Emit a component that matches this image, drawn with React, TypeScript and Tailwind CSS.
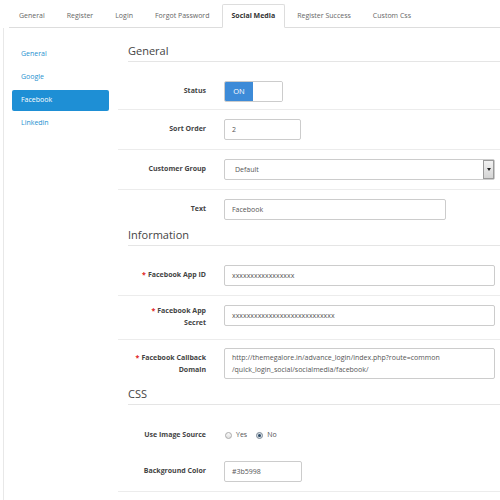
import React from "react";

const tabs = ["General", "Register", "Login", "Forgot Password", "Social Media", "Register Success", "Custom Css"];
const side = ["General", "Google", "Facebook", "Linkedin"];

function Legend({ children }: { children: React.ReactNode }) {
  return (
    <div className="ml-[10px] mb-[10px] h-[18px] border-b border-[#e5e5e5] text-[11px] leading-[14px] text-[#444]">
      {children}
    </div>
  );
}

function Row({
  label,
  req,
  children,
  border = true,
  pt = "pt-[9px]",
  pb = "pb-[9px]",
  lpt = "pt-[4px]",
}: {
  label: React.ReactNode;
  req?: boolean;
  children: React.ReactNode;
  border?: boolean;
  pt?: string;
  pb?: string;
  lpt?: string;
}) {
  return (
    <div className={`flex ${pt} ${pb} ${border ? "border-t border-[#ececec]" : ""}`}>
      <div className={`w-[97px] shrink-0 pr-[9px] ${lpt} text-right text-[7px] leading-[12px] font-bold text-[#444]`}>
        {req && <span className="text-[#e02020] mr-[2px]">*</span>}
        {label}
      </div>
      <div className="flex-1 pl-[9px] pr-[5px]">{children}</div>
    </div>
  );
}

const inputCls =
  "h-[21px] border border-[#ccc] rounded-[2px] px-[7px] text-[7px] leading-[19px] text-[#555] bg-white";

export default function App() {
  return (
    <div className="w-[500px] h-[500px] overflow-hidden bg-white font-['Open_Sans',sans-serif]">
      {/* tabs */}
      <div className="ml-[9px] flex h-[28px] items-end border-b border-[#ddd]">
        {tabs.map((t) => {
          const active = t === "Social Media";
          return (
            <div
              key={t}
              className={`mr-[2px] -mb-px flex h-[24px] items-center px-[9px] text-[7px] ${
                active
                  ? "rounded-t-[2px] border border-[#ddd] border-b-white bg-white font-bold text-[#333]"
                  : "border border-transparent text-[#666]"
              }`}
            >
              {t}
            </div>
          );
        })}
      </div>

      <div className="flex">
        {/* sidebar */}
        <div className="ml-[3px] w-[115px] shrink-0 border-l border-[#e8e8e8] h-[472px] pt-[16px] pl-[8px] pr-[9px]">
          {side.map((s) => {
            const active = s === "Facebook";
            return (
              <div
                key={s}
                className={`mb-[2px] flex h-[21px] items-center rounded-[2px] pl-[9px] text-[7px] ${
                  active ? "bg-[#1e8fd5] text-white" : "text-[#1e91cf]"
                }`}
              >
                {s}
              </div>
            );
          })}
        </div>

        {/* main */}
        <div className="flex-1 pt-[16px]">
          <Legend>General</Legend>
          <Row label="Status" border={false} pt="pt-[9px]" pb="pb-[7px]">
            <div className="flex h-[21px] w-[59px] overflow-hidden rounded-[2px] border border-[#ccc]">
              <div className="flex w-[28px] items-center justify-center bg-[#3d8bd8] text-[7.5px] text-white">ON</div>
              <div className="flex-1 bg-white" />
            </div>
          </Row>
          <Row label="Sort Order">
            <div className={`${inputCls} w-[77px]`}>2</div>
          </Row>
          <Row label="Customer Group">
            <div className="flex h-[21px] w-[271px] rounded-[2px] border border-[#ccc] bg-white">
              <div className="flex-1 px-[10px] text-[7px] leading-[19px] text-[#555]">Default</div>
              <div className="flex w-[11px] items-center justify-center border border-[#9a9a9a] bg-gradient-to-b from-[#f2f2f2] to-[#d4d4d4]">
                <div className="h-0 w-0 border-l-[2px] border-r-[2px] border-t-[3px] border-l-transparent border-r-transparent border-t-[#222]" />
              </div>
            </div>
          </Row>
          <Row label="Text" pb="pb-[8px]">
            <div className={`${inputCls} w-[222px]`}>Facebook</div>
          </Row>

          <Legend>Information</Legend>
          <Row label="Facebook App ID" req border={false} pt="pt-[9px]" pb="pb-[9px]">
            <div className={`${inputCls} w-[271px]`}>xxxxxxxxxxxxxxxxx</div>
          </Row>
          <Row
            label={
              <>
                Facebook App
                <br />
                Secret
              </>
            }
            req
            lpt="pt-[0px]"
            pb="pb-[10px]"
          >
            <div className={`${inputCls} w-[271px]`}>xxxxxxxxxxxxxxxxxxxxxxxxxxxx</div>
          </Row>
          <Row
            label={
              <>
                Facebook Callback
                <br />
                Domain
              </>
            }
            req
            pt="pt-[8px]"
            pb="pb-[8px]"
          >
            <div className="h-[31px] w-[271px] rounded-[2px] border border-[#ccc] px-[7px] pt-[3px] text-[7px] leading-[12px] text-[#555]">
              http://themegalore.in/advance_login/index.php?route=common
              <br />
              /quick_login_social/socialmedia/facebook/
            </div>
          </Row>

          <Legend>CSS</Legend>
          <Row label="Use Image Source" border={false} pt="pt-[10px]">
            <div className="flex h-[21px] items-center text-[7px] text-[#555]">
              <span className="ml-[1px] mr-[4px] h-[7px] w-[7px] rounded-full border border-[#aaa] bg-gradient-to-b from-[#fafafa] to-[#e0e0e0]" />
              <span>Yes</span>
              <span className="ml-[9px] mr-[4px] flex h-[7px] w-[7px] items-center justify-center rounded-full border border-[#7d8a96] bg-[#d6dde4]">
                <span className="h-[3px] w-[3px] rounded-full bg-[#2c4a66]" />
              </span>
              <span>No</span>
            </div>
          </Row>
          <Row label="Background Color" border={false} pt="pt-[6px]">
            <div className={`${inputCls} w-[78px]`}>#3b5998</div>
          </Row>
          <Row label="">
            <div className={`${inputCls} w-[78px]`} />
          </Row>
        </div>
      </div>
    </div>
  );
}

**GIVEN EXERCISE**
Repeat the material above in full and exactly, omitting the pictures.

**RESULT OF THIS TASK**
Emit a component that matches this image, drawn with React, TypeScript and Tailwind CSS.
import React from "react";

const tabs = ["General", "Register", "Login", "Forgot Password", "Social Media", "Register Success", "Custom Css"];
const side = ["General", "Google", "Facebook", "Linkedin"];

function Legend({ children }: { children: React.ReactNode }) {
  return (
    <div className="ml-[10px] mb-[10px] h-[18px] border-b border-[#e5e5e5] text-[11px] leading-[14px] text-[#444]">
      {children}
    </div>
  );
}

function Row({
  label,
  req,
  children,
  border = true,
  pt = "pt-[9px]",
  pb = "pb-[9px]",
  lpt = "pt-[4px]",
}: {
  label: React.ReactNode;
  req?: boolean;
  children: React.ReactNode;
  border?: boolean;
  pt?: string;
  pb?: string;
  lpt?: string;
}) {
  return (
    <div className={`flex ${pt} ${pb} ${border ? "border-t border-[#ececec]" : ""}`}>
      <div className={`w-[97px] shrink-0 pr-[9px] ${lpt} text-right text-[7px] leading-[12px] font-bold text-[#444]`}>
        {req && <span className="text-[#e02020] mr-[2px]">*</span>}
        {label}
      </div>
      <div className="flex-1 pl-[9px] pr-[5px]">{children}</div>
    </div>
  );
}

const inputCls =
  "h-[21px] border border-[#ccc] rounded-[2px] px-[7px] text-[7px] leading-[19px] text-[#555] bg-white";

export default function App() {
  return (
    <div className="w-[500px] h-[500px] overflow-hidden bg-white font-['Open_Sans',sans-serif]">
      {/* tabs */}
      <div className="ml-[9px] flex h-[28px] items-end border-b border-[#ddd]">
        {tabs.map((t) => {
          const active = t === "Social Media";
          return (
            <div
              key={t}
              className={`mr-[2px] -mb-px flex h-[24px] items-center px-[9px] text-[7px] ${
                active
                  ? "rounded-t-[2px] border border-[#ddd] border-b-white bg-white font-bold text-[#333]"
                  : "border border-transparent text-[#666]"
              }`}
            >
              {t}
            </div>
          );
        })}
      </div>

      <div className="flex">
        {/* sidebar */}
        <div className="ml-[3px] w-[115px] shrink-0 border-l border-[#e8e8e8] h-[472px] pt-[16px] pl-[8px] pr-[9px]">
          {side.map((s) => {
            const active = s === "Facebook";
            return (
              <div
                key={s}
                className={`mb-[2px] flex h-[21px] items-center rounded-[2px] pl-[9px] text-[7px] ${
                  active ? "bg-[#1e8fd5] text-white" : "text-[#1e91cf]"
                }`}
              >
                {s}
              </div>
            );
          })}
        </div>

        {/* main */}
        <div className="flex-1 pt-[16px]">
          <Legend>General</Legend>
          <Row label="Status" border={false} pt="pt-[9px]" pb="pb-[7px]">
            <div className="flex h-[21px] w-[59px] overflow-hidden rounded-[2px] border border-[#ccc]">
              <div className="flex w-[28px] items-center justify-center bg-[#3d8bd8] text-[7.5px] text-white">ON</div>
              <div className="flex-1 bg-white" />
            </div>
          </Row>
          <Row label="Sort Order">
            <div className={`${inputCls} w-[77px]`}>2</div>
          </Row>
          <Row label="Customer Group">
            <div className="flex h-[21px] w-[271px] rounded-[2px] border border-[#ccc] bg-white">
              <div className="flex-1 px-[10px] text-[7px] leading-[19px] text-[#555]">Default</div>
              <div className="flex w-[11px] items-center justify-center border border-[#9a9a9a] bg-gradient-to-b from-[#f2f2f2] to-[#d4d4d4]">
                <div className="h-0 w-0 border-l-[2px] border-r-[2px] border-t-[3px] border-l-transparent border-r-transparent border-t-[#222]" />
              </div>
            </div>
          </Row>
          <Row label="Text" pb="pb-[8px]">
            <div className={`${inputCls} w-[222px]`}>Facebook</div>
          </Row>

          <Legend>Information</Legend>
          <Row label="Facebook App ID" req border={false} pt="pt-[9px]" pb="pb-[9px]">
            <div className={`${inputCls} w-[271px]`}>xxxxxxxxxxxxxxxxx</div>
          </Row>
          <Row
            label={
              <>
                Facebook App
                <br />
                Secret
              </>
            }
            req
            lpt="pt-[0px]"
            pb="pb-[10px]"
          >
            <div className={`${inputCls} w-[271px]`}>xxxxxxxxxxxxxxxxxxxxxxxxxxxx</div>
          </Row>
          <Row
            label={
              <>
                Facebook Callback
                <br />
                Domain
              </>
            }
            req
            pt="pt-[8px]"
            pb="pb-[8px]"
          >
            <div className="h-[31px] w-[271px] rounded-[2px] border border-[#ccc] px-[7px] pt-[3px] text-[7px] leading-[12px] text-[#555]">
              http://themegalore.in/advance_login/index.php?route=common
              <br />
              /quick_login_social/socialmedia/facebook/
            </div>
          </Row>

          <Legend>CSS</Legend>
          <Row label="Use Image Source" border={false} pt="pt-[10px]">
            <div className="flex h-[21px] items-center text-[7px] text-[#555]">
              <span className="ml-[1px] mr-[4px] h-[7px] w-[7px] rounded-full border border-[#aaa] bg-gradient-to-b from-[#fafafa] to-[#e0e0e0]" />
              <span>Yes</span>
              <span className="ml-[9px] mr-[4px] flex h-[7px] w-[7px] items-center justify-center rounded-full border border-[#7d8a96] bg-[#d6dde4]">
                <span className="h-[3px] w-[3px] rounded-full bg-[#2c4a66]" />
              </span>
              <span>No</span>
            </div>
          </Row>
          <Row label="Background Color" border={false} pt="pt-[6px]">
            <div className={`${inputCls} w-[78px]`}>#3b5998</div>
          </Row>
          <Row label="">
            <div className={`${inputCls} w-[78px]`} />
          </Row>
        </div>
      </div>
    </div>
  );
}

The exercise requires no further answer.